FIGS. 6 and 7 depict a printed circuit embodiment, using micro-strip technology, of the multiband feedline coupler 16 herein considered. A nonconducting, e.g., epoxy-glass substrate 61 of generally rectangular configuration is shown in bottom view in FIG. 6, that side of the substrate here being generally called the ground plane side, and in top view in FIG. 7, that side of the substrate being generally called the signal path side. Deposited on the ground plane side in FIG. 6 is a conductive metallization 62 of, e.g., copper in the shape of the letter L lying on its back, as illustrated. That is, the letter L is rotated counterclockwise in the plane of substrate 61, 90 degrees from its normal upright position. Deposited on the signal plane side of substrate 61 in FIG. 7 is a similar conductive metallization in a pattern resembling the letter J, also rotated counterclockwise 90 degrees (90°) from its normal upright position, with a rectangular metallization, or dot, 66 to the left of the tip of the short end 65, or hook, on the J. It will be appreciated that, as illustrated, the back portion of the J overlies a strip along the center of the right-hand three-quarters of the length of the back of the L; and the bottom portion of the J overlies a strip along the right-hand side of the bottom portion of the L and about half the width of that portion.

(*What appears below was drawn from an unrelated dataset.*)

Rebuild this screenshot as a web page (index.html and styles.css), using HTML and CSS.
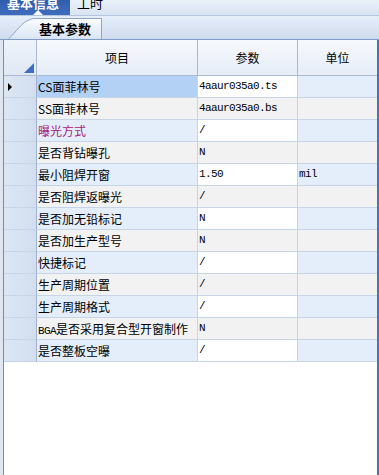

Low band coaxial transmission line 31 overlies the back portion of the L in FIG. 6, and at the right-hand end thereof the usual protective jacket on the line is stripped away to expose a length 67 of the shield. That shield length is connected, e.g., by solder beads along each side thereof, to the metallization 62. In a further short length of the line 31, at least to the edge of the substrate 61, both the jacket and the shield are stripped away exposing the dielectric spacing material. A portion of that material at the tip of the line 31 is also stripped away to allow the tip of the central conductor to be wrapped around the edge of the substrate 61 and soldered to the upper right corner, as illustrated in FIG. 7, of the J. That arrangement of the low band line 31 on the substrate 61 causes the back of the L pattern and overlying part of the J pattern to comprise the quarter-wave stub filter in the high band and corresponding to the stub filter 32 in FIG. 1. That is, the indicated parts of the ground plane side metallization 62 and the signal path side metallization 63 correspond to the ground return outer conductor and signal path inner conductor, respectively, of the stub filter 32.
In FIG. 7, the high band coaxial transmission line 28 extends along the signal path side of the substrate 61 to and beyond the dot metallization 66 and the end portion 65 of the J pattern. The protective jacket of the line 28 is stripped away in a portion of the length overlaying adjacent edges of the dot 66, the end portion 65, and an unmetallized region 68 of substrate between them. The shield is stripped away in the portion of the line overlying the region 68 and severed and the shield ends 69 and 70, thereby formed are folded up and soldered to the metallization dot 66 and end portion 65, respectively. A "chip" type capacitor 74 is also connected between 65 and 66. In this way, the adjacent spaced metallizations 65 and 66 and the chip capacitor become the blocking capacitor in series in the ground return path of the high band transmission line 28. The capacitor is electrically at a point in that path which does not interfere with low band signal flow between the shield of a portion 71 of the transmission line, that extends from the antenna as will be described, and the low band transmission line 31 on the opposite side of the substrate 61. The transmission line portion 71 is advantageously provided with a coaxial connector 72 for establishing electrical continuity between central signal path conductors and ground return path shield conductors of the portion 71 and a coaxial transmission line section 73 which extends through a vehicle body panel (not shown) to the antenna per se in a manner similar to that illustrated in connection with FIG. 1. The substrate assembly illustrated is easily encapsulated with the ends of lines 28 and 31 in potting compound to facilitate installation of the associated antenna and radio equipment into a vehicle in the field or in a factory.
It will be appreciated by those skilled in the art that, although the invention has been illustratively described in connection with a coaxial antenna mast with a center-fed high band antenna section, the invention is likewise applicable to other types of antenna assemblies. For example, end-fed rod-type antenna structures are known which can serve both high band and low band functions, usually with appropriate phasing and/or loading coils; and such structures can be stub matched to a common coaxial cable feed line section such as the section 73 in FIG. 7 herein.
Although the present invention has been described in connection with particular embodiments thereof, it is to be understood that additional applications, embodiments, and modifications which will be obvious to those skilled in the art are included within the spirit and scope of the invention.